- The Singapore dollar, Malaysian ringgit and Thai baht traded flat to slightly higher, while the South Korean won dipped 0.1%
Asia's emerging currencies traded flat to marginally higher against a weaker dollar on Tuesday, as the possibility of a delay in monetary policy tapering in the United States put pressure on the greenback.
The Singapore dollar, Malaysian ringgit and Thai baht traded flat to slightly higher, while the South Korean won dipped 0.1%.
"More consolidative moves are appearing among EM Asia FX in recent days, as earlier positives run out of steam," analysts at Maybank said in a note.
Taiwan's inflation and trade data for August is expected later in the day.

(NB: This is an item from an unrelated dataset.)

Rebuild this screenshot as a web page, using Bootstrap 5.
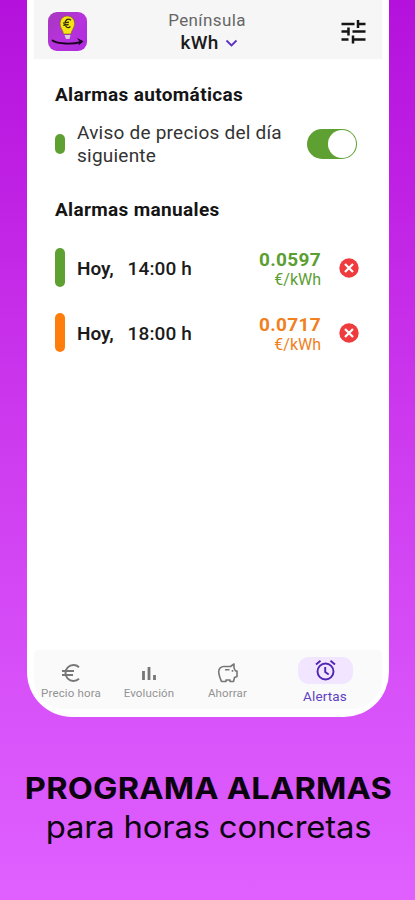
<!DOCTYPE html>
<html lang="es">
<head>
<meta charset="utf-8">
<meta name="viewport" content="width=device-width, initial-scale=1">
<title>Alarmas</title>
<link rel="stylesheet" href="https://cdn.jsdelivr.net/npm/bootstrap@5.3.0/dist/css/bootstrap.min.css">
<style>
body{font-family:Roboto,"Liberation Sans",sans-serif;color:#1b1b1b;height:900px;overflow:hidden;background:linear-gradient(180deg,#b412dc 0,#c022e4 200px,#cd3aee 430px,#d750f8 680px,#df60ff 900px)}
.phone{width:362px;height:717px;margin-left:27px;background:#fff;border-radius:0 0 45px 45px;padding:0 7px 8px}
.topbar{height:59px;background:#f6f6f6;padding:11px 16px 0 14px}
.logo{width:39px;height:40px;margin-top:1px}
.region{font-size:17px;line-height:20px;letter-spacing:.4px;color:#666;margin-top:-1px}
.unit{font-size:19px;line-height:26px;letter-spacing:.3px;font-weight:500;padding-left:4px}
.chevron{margin-left:6px}
.title-box{margin-right:14px}
.content{padding:0 21px}
.heading{font-size:19px;line-height:24px;font-weight:700;letter-spacing:.34px;color:#151515}
.heading-first{margin-top:24px}
.heading-next{margin-top:30px}
.auto-row{height:48px;margin-top:13px}
.notice{font-size:19px;line-height:23px;letter-spacing:.23px;color:#333;width:230px}
.pill{width:10px;border-radius:5px;flex:none;margin-right:12px}
.pill-sm{height:20px}
.pill-lg{height:39px}
.green{color:#5b9e32}.orange{color:#f08020}
.bg-green{background:#5fa033}.bg-orange{background:#ff7d0a}
.switch{width:50px;height:30px;border-radius:15px;background:#5fa033;padding:1px}
.knob{width:28px;height:28px;border-radius:50%;background:#fff}
.alarm-list{padding-top:13px}
.alarm{height:65px}
.day,.hour{padding-top:3px}
.day{font-size:19px;font-weight:600;letter-spacing:0;width:50.5px}
.hour{font-size:19px;font-weight:500;letter-spacing:.15px}
.price{font-size:19px;line-height:23px;font-weight:700;letter-spacing:.35px}
.price-box{padding-top:1px}
.per{font-size:16px;line-height:18px;letter-spacing:0}
.remove{width:20px;height:20px;margin:0 2px 0 18px;flex:none}
.tabs{height:59px;background:#fafafa;border-radius:4px 4px 30px 30px}
.tab{font-size:11.500px;line-height:14px;letter-spacing:.15px;color:#929292;padding-top:13px}
.tab svg{margin-bottom:3px}
.tab-active{font-size:13.500px;line-height:16px;color:#6040c4;padding:7px 0 0 3px}
.tab-pill{width:55px;height:27px;border-radius:11px;background:#f1e5ff;margin-bottom:4px}
.tab-pill svg{margin:0}
.caption{font-family:Inter,"Liberation Sans",sans-serif;color:#0c0310;margin-top:52px;padding-left:2px}
.cap-a{font-size:30px;line-height:38px;font-weight:700;letter-spacing:.2px;transform:scaleX(1.085)}
.cap-b{font-size:31px;line-height:39px;font-weight:400;letter-spacing:-.2px;transform:scaleX(1.06)}
</style>
<script src="https://cdn.jsdelivr.net/npm/bootstrap@5.3.0/dist/js/bootstrap.bundle.min.js"></script>
</head>
<body>
<main class="phone d-flex flex-column">
  <header class="topbar d-flex justify-content-between align-items-start">
    <svg class="logo" viewBox="0 0 39 40">
      <defs><linearGradient id="lg" x1="0" y1="0" x2="1" y2="1"><stop offset="0" stop-color="#a637bd"/><stop offset=".5" stop-color="#b633dc"/><stop offset="1" stop-color="#b02ae0"/></linearGradient></defs>
      <rect width="39" height="39" rx="9" fill="url(#lg)"/>
      <path d="M15.500 22C15 18 12 16 12 11.200a7.300 7.300 0 0 1 14.600 0c0 4.800-3 6.800-3.600 10.800z" fill="#f7e413" stroke="#756015" stroke-width=".6"/>
      <path d="M16.500 23h6l-1 4h-3.500z" fill="#d7c9df"/>
      <path d="M23 8.300c-3-2.600-6.200-.4-6 3.500.2 3.200 3 5 5.400 2.700M15 11.200l6-1M15.200 13.300l5.400-.8" fill="none" stroke="#312b05" stroke-width="1.300"/>
      <path d="M4.500 28.500c5 3.500 20 4.200 29 1.300" fill="none" stroke="#18031d" stroke-width="1.900" stroke-linecap="round"/>
      <path d="M29 26l6.500 3.300-5 4.200 1-4z" fill="#18031d"/>
    </svg>
    <div class="title-box text-center">
      <div class="region">Península</div>
      <div class="unit d-flex align-items-center justify-content-center">kWh
        <svg class="chevron" width="13" height="9" viewBox="0 0 13 9"><path d="M1.500 1.500l5 5 5-5" fill="none" stroke="#5a31c8" stroke-width="1.800"/></svg>
      </div>
    </div>
    <svg class="mt-2" width="25" height="25" viewBox="0 0 25 25" stroke="#151515" stroke-width="2.500" fill="none"><path d="M.5 5h13M17 5h7.500M17 1v8M.5 12.500h7M11.500 12.500h13M7.500 8.500v8M.5 20.500h7M12 20.500h12.500M12 16.500v8"/></svg>
  </header>
  <section class="content flex-grow-1">
    <h2 class="heading heading-first mb-0">Alarmas automáticas</h2>
    <div class="auto-row d-flex align-items-center">
      <span class="pill pill-sm bg-green"></span>
      <div class="notice">Aviso de precios del día siguiente</div>
      <div class="switch d-flex justify-content-end"><span class="knob"></span></div>
    </div>
    <h2 class="heading heading-next mb-0">Alarmas manuales</h2>
    <div class="alarm-list">
      <div class="alarm d-flex align-items-center">
        <span class="pill pill-lg bg-green"></span>
        <span class="day">Hoy,</span><span class="hour">14:00 h</span>
        <div class="price-box ms-auto text-end green"><div class="price">0.0597</div><div class="per">€/kWh</div></div>
        <svg class="remove" viewBox="0 0 20 20"><circle cx="10" cy="10" r="9.700" fill="#ef3b3d"/><path d="M6 6l8 8M14 6l-8 8" stroke="#fff" stroke-width="2.200"/></svg>
      </div>
      <div class="alarm d-flex align-items-center">
        <span class="pill pill-lg bg-orange"></span>
        <span class="day">Hoy,</span><span class="hour">18:00 h</span>
        <div class="price-box ms-auto text-end orange"><div class="price">0.0717</div><div class="per">€/kWh</div></div>
        <svg class="remove" viewBox="0 0 20 20"><circle cx="10" cy="10" r="9.700" fill="#ef3b3d"/><path d="M6 6l8 8M14 6l-8 8" stroke="#fff" stroke-width="2.200"/></svg>
      </div>
    </div>
  </section>
  <nav class="tabs d-flex">
    <div class="tab d-flex flex-column align-items-center" style="width:74px">
      <svg width="20" height="20" viewBox="0 0 20 20" fill="none" stroke="#777" stroke-width="2"><path d="M18 4.200A8 8 0 1 0 18 15.800M1 8h12M1 12h11"/></svg>
      <span class="text-nowrap">Precio hora</span>
    </div>
    <div class="tab d-flex flex-column align-items-center" style="width:82px">
      <svg width="20" height="20" viewBox="0 0 20 20" fill="none" stroke="#777" stroke-width="2.800"><path d="M4.500 8v9M10 4v13M15.500 12v5"/></svg>
      <span>Evolución</span>
    </div>
    <div class="tab d-flex flex-column align-items-center" style="width:75px">
      <svg width="22" height="20" viewBox="0 0 22 20" fill="none" stroke="#777" stroke-width="1.600" stroke-linejoin="round"><path d="M7 3.500h6.500L17 1v4l1.500 3H20v5.500l-2.500 1-1 4H13V17H9v1.500H4.500C3 15 1.700 12 1.700 8.500a5 5 0 0 1 5.300-5z"/><path d="M8 6.700h4.500M15.500 7v1.800"/></svg>
      <span>Ahorrar</span>
    </div>
    <div class="tab tab-active d-flex flex-column align-items-center flex-grow-1">
      <div class="tab-pill d-flex align-items-center justify-content-center">
        <svg width="21" height="21" viewBox="0 0 21 21" fill="none" stroke="#4e25b5" stroke-width="1.900"><circle cx="10.500" cy="11.500" r="8"/><path d="M10.200 7v5l3.500 2.500M1 4.500l4.500-3.700M15.500.8L20 4.500"/></svg>
      </div>
      <span>Alertas</span>
    </div>
  </nav>
</main>
<footer class="caption text-center text-nowrap">
  <div class="cap-a">PROGRAMA ALARMAS</div>
  <div class="cap-b">para horas concretas</div>
</footer>
</body>
</html>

A survey conducted by Reuters showed that the island's exports likely rose for a 14th straight month in August, boosted by strong demand for electronics goods.
Separately, the island's consumer price index is expected to rise 1.9% from a year earlier, compared with an increase of 1.95% in July.
The Taiwan dollar, which is among the best performing currencies in the region this year, added 0.2%, while the Indonesian rupiah added 0.3%.
A senior cabinet minister in Indonesia said COVID-19 restrictions will be eased in more cities on Java, its most populous island, as infections subside.
The dollar hovered near recent lows, after weaker-than-expected jobs data released on Friday raised chances of the Fed delaying a tapering of its monetary stimulus.
Customs data in China showed exports grew faster than expected in August, as solid global demand offset some of the pressure on the world's second-biggest economy from a resurgence of domestic COVID-19 cases and supply bottlenecks.
Chinese equities gained 0.8%, while the yuan edged 0.1% higher.
Stocks in South Korea fell 0.6%, dragged down by a tech sell-off, while India and Thailand gained 0.1% and 0.4%, respectively.
Government data in Philippines showed that the country's annual inflation in August accelerated to 4.9%, the highest since December 2018, driven up by gains in the heavily weighted food and non-alcoholic beverages index.
Philippine stocks were up 0.6%, hitting their highest since mid-July. The peso traded relatively flat.